Angular frequency: \( \omega = \frac{2\pi}{T} = \sqrt{\frac{k}{m}} \).
Maximum speed in S.H.M.: \( v_{\text{max}} = A\omega \), where \( A \) is the amplitude.
Equilibrium extension: \( x_0 = \frac{mg}{k} \).
Step 3: Detailed Explanation:
Given the time period \( T = 0.1\text{ s} \).
The angular frequency is \( \omega = \frac{2\pi}{T} = \frac{2\pi}{0.1} = 20\pi\text{ rad/s} \).
We also know that \( \sqrt{\frac{k}{m}} = \omega \), so \( \frac{m}{k} = \frac{1}{\omega^2} \).
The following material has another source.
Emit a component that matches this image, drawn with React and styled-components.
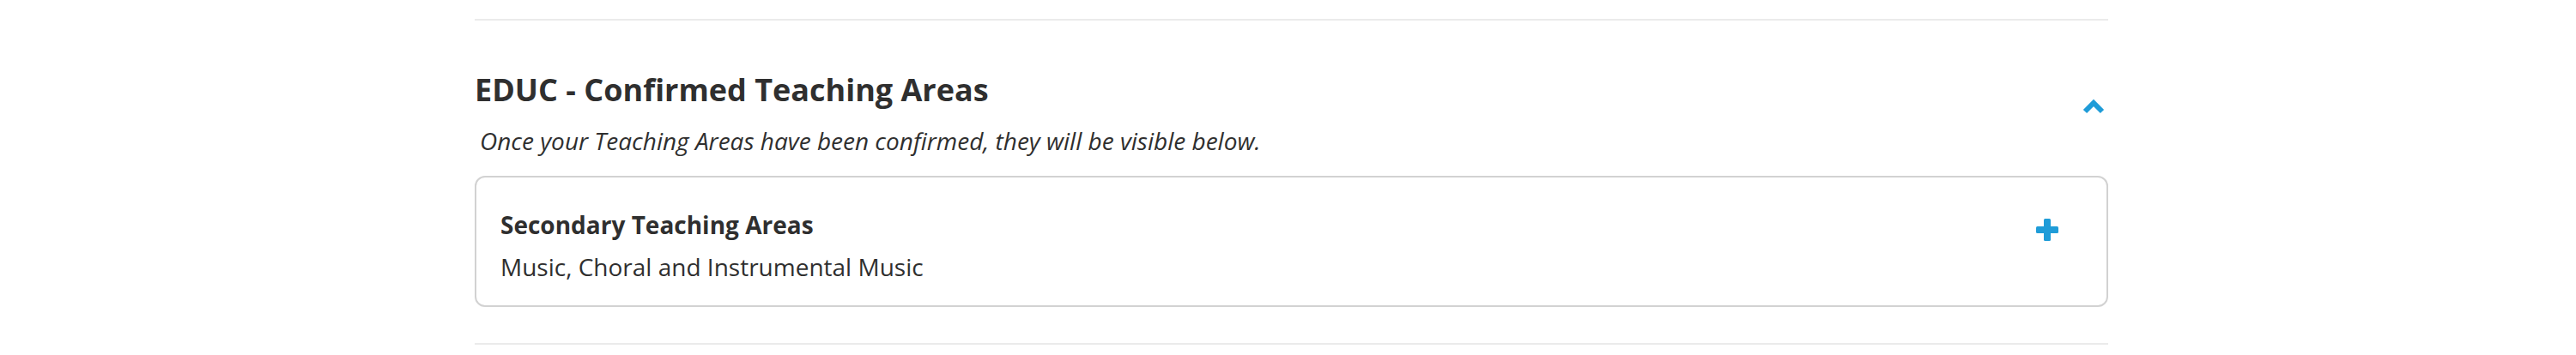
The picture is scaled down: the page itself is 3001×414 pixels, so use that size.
import React from 'react'
import styled, { createGlobalStyle } from 'styled-components'

const GlobalStyle = createGlobalStyle`
  body {
    margin: 0;
    background: #fff;
    font-family: "Open Sans", "Liberation Sans", sans-serif;
    color: #2f2f2f;
  }
`;

const Section = styled.section`
  width: 1903px;
  margin-left: 553px;
  padding-top: 22px;
`;

const Rule = styled.div`
  height: 2px;
  background: #ebebeb;
`;

const Header = styled.div`
  display: flex;
  align-items: flex-start;
  justify-content: space-between;
  padding-top: 56px;
`;

const Titles = styled.div`
  display: flex;
  flex-direction: column;
`;

const Heading = styled.h2`
  margin: 0;
  font-size: 36px;
  font-weight: 700;
  line-height: 50px;
`;

const Note = styled.p`
  margin: 15px 0 0 6px;
  font-size: 28px;
  font-style: italic;
  line-height: 38px;
`;

const Toggle = styled.button`
  border: 0;
  background: none;
  padding: 0;
  margin: 35px 4px 0 0;
  display: flex;
  color: #1f9cd8;
`;

const Card = styled.div`
  margin-top: 22px;
  border: 2px solid #d2d2d2;
  border-radius: 12px;
  display: flex;
  justify-content: space-between;
  padding: 36px 56px 26px 28px;
`;

const CardTitle = styled.div`
  font-size: 28px;
  font-weight: 700;
  line-height: 38px;
`;

const CardText = styled.div`
  margin-top: 11px;
  font-size: 28px;
  line-height: 38px;
`;

const AddButton = styled.button`
  border: 0;
  background: none;
  padding: 0;
  margin-top: 12px;
  align-self: flex-start;
  display: flex;
  color: #1f9cd8;
`;

const Bottom = styled(Rule)`
  margin-top: 42px;
`;

function ChevronUp() {
  return (
    <svg width="26" height="18" viewBox="0 0 26 18">
      <path d="M3 15 L13 5 L23 15" fill="none" stroke="currentColor" strokeWidth="6" strokeLinejoin="miter" />
    </svg>
  )
}

function Plus() {
  return (
    <svg width="26" height="26" viewBox="0 0 26 26" fill="currentColor">
      <rect x="9" y="0" width="8" height="26" rx="1.5" />
      <rect x="0" y="9" width="26" height="8" rx="1.5" />
    </svg>
  )
}

export default function App() {
  return (
    <>
      <GlobalStyle />
      <Section>
        <Rule />
        <Header>
          <Titles>
            <Heading>EDUC - Confirmed Teaching Areas</Heading>
            <Note>Once your Teaching Areas have been confirmed, they will be visible below.</Note>
          </Titles>
          <Toggle aria-label="collapse"><ChevronUp /></Toggle>
        </Header>
        <Card>
          <div>
            <CardTitle>Secondary Teaching Areas</CardTitle>
            <CardText>Music, Choral and Instrumental Music</CardText>
          </div>
          <AddButton aria-label="add"><Plus /></AddButton>
        </Card>
        <Bottom />
      </Section>
    </>
  )
}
The problem states that the spring is unstretched at the highest point of its oscillation.
This implies the highest point is the natural length of the spring.
The system oscillates symmetrically about its equilibrium position.
The equilibrium position is lower than the natural length by an extension \( x_0 \).
At equilibrium, the net force is zero: \( kx_0 = mg \), so \( x_0 = \frac{mg}{k} \).
Since the highest point is the unstretched position, the distance from equilibrium to the highest point is the amplitude \( A \).
Therefore, the amplitude is \( A = x_0 = \frac{mg}{k} \).
We can rewrite the amplitude in terms of \( \omega \):
\[ A = g \left(\frac{m}{k}\right) = g \left(\frac{1}{\omega^2}\right) = \frac{g}{\omega^2} \]
Now, calculate the maximum speed:
\[ v_{\text{max}} = A\omega = \left(\frac{g}{\omega^2}\right) \omega = \frac{g}{\omega} \]
Substitute the known values \( g = 10\text{ m/s}^2 \) and \( \omega = 20\pi\text{ rad/s} \):
\[ v_{\text{max}} = \frac{10}{20\pi} = \frac{1}{2\pi}\text{ m/s} \]
Step 4: Final Answer:
The maximum speed of the mass is \( \frac{1}{2\pi}\text{ m/s} \).